§ What is expected
Type again, exactly, the lines below from the start through the line that includes "string, string, string];".

═══ Collected data ═══

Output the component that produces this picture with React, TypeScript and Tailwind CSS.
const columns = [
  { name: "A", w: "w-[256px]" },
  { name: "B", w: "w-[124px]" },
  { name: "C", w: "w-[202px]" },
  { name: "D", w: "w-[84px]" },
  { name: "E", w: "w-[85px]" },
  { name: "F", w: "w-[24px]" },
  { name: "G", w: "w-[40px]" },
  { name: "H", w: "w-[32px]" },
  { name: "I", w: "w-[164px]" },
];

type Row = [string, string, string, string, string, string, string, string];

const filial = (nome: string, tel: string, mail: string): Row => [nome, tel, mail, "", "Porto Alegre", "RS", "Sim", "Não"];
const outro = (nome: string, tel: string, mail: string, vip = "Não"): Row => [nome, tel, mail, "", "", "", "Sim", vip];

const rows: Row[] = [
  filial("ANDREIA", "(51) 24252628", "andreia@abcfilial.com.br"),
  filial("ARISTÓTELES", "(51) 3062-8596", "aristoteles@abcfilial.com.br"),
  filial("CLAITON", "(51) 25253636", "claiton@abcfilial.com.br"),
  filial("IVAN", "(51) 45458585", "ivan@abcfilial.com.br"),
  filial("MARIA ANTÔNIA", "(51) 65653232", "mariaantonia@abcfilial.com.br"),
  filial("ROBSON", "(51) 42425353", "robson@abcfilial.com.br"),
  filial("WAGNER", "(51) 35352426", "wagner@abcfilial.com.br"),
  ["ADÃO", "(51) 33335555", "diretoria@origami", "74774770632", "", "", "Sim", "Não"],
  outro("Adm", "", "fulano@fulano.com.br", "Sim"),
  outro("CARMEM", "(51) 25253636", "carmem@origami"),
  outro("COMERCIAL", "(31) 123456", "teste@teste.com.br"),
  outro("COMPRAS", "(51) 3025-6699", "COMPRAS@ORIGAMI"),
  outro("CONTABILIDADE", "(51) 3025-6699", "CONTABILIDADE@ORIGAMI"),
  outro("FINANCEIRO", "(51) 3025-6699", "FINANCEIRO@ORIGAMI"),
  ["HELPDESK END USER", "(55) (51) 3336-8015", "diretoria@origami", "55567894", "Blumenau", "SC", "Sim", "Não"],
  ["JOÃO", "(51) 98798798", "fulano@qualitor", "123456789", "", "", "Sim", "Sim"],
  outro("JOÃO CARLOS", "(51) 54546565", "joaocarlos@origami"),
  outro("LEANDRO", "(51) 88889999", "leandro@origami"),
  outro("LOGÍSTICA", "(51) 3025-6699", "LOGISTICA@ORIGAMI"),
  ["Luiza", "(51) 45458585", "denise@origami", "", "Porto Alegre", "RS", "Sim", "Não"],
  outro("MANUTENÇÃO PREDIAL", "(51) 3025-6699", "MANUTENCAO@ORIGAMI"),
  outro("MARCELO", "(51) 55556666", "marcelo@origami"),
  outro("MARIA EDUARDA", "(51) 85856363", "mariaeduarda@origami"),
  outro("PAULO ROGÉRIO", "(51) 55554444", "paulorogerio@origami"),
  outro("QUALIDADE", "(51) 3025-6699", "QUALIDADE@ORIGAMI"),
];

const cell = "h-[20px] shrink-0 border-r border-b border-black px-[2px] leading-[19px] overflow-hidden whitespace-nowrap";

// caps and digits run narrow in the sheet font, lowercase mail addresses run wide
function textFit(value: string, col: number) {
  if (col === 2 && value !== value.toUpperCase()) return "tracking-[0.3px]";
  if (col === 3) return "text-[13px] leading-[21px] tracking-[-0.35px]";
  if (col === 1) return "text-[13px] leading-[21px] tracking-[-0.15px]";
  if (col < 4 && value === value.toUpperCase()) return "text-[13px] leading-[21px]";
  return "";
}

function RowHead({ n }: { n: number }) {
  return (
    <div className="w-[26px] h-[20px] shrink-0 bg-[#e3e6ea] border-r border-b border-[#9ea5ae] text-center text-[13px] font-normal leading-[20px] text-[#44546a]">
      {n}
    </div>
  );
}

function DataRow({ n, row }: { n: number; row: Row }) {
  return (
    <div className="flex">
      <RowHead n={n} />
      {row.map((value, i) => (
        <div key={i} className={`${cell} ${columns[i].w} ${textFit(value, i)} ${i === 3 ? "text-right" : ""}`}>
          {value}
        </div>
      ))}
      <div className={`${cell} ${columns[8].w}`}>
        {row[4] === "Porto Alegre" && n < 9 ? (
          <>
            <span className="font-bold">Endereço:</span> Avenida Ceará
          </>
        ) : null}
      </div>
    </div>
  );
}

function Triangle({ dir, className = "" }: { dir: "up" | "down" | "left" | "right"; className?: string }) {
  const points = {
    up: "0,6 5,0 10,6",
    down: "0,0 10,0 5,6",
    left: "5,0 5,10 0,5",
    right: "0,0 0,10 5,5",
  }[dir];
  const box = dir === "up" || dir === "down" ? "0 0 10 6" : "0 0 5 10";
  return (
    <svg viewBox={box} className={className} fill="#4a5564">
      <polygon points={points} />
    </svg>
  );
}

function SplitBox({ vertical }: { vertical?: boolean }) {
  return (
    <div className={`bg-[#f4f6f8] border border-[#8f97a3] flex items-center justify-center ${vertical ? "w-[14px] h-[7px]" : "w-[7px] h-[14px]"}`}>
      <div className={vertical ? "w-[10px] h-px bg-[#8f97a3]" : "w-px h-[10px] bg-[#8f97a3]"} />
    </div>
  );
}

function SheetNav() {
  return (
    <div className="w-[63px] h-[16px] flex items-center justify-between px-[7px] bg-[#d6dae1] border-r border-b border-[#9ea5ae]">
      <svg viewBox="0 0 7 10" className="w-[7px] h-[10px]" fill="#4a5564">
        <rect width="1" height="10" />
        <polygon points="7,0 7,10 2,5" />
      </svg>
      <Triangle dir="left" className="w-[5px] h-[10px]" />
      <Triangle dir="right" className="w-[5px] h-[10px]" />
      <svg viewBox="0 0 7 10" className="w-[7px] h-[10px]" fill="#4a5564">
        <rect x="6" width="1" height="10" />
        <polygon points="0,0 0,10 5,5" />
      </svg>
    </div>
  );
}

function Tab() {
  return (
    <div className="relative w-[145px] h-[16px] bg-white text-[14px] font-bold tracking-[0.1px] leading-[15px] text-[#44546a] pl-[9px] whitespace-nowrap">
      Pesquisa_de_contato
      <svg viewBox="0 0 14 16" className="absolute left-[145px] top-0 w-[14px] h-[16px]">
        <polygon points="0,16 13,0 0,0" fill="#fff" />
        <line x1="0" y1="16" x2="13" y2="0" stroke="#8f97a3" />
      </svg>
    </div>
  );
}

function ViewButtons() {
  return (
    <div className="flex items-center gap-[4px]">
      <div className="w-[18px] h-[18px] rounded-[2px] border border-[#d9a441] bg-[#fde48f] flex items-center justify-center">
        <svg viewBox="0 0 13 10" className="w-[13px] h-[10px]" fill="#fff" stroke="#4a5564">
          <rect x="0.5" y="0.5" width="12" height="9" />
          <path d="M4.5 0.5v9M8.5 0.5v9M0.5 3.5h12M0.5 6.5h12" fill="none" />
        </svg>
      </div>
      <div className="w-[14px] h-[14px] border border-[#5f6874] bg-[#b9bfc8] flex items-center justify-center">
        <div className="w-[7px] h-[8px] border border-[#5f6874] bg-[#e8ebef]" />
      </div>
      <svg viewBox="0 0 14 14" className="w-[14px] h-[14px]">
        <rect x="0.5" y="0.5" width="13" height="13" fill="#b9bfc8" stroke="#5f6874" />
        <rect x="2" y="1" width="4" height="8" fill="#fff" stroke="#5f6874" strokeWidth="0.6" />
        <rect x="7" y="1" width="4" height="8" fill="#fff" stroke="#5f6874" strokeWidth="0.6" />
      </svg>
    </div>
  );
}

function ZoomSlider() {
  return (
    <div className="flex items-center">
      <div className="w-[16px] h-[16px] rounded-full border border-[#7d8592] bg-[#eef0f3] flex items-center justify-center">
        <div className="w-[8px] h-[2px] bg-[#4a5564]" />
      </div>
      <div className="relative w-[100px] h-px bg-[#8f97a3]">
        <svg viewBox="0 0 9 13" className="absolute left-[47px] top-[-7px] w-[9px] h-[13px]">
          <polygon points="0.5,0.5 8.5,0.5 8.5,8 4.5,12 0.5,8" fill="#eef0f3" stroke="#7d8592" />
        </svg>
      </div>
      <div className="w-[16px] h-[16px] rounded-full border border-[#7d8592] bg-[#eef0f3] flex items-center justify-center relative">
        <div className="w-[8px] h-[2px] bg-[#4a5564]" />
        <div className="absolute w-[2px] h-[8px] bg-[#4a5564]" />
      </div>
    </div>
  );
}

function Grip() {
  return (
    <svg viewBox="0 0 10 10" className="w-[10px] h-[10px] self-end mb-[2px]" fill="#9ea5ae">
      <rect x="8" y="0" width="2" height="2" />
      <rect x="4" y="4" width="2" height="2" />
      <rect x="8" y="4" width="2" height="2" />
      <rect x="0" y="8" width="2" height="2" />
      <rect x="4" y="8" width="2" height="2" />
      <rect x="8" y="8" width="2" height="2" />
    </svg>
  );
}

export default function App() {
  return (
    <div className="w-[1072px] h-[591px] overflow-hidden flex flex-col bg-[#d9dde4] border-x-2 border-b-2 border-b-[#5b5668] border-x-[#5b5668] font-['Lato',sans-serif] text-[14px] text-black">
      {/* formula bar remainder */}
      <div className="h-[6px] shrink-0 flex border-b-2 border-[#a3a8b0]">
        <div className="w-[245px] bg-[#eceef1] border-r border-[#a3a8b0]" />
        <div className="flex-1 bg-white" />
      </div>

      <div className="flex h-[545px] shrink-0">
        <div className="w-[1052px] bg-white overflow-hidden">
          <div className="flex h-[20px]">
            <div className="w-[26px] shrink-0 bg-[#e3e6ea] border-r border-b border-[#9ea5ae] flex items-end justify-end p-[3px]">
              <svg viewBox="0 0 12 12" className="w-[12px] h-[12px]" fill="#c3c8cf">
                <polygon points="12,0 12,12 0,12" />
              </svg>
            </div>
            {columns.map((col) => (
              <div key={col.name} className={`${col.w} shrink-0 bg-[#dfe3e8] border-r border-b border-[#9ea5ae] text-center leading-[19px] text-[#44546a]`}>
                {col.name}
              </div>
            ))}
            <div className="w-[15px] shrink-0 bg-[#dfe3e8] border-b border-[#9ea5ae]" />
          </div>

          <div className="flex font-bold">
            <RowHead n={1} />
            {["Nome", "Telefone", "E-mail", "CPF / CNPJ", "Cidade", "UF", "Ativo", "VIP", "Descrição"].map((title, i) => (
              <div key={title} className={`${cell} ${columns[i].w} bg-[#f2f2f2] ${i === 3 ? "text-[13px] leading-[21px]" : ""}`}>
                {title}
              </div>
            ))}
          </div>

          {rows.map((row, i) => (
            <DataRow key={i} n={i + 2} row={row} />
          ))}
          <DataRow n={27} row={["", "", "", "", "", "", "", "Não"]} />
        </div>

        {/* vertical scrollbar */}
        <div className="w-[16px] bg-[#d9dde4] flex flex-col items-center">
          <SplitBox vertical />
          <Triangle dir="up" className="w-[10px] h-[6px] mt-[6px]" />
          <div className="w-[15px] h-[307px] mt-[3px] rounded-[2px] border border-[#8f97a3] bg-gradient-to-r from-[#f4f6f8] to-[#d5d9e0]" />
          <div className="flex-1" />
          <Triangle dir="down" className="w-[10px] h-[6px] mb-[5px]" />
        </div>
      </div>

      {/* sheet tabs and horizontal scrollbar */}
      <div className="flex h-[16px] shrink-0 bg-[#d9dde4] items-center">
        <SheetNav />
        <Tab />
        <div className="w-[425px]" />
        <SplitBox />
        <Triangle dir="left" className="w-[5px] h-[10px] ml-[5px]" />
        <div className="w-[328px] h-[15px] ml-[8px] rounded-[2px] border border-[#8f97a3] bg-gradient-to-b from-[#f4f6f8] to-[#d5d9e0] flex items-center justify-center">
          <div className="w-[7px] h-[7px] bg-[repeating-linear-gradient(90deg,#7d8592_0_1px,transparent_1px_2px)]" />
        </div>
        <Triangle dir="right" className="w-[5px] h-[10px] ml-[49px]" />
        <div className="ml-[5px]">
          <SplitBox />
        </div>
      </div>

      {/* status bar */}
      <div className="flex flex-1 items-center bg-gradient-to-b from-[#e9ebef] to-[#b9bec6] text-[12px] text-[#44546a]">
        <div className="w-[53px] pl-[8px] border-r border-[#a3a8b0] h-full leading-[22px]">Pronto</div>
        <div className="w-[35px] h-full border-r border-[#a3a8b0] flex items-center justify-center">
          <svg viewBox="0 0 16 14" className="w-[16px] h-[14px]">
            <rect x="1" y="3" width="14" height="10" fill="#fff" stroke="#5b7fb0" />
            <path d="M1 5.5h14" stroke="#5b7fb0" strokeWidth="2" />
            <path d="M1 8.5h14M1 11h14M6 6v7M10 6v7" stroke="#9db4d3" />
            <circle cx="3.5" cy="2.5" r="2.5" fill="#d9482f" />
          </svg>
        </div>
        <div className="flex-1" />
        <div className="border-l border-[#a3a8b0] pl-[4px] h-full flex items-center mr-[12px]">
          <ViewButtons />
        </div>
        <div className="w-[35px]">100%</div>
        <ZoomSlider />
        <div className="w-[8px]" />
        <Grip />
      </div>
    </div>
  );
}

═══

§ Output below
Output the component that produces this picture with React, TypeScript and Tailwind CSS.
const columns = [
  { name: "A", w: "w-[256px]" },
  { name: "B", w: "w-[124px]" },
  { name: "C", w: "w-[202px]" },
  { name: "D", w: "w-[84px]" },
  { name: "E", w: "w-[85px]" },
  { name: "F", w: "w-[24px]" },
  { name: "G", w: "w-[40px]" },
  { name: "H", w: "w-[32px]" },
  { name: "I", w: "w-[164px]" },
];

type Row = [string, string, string, string, string, string, string, string];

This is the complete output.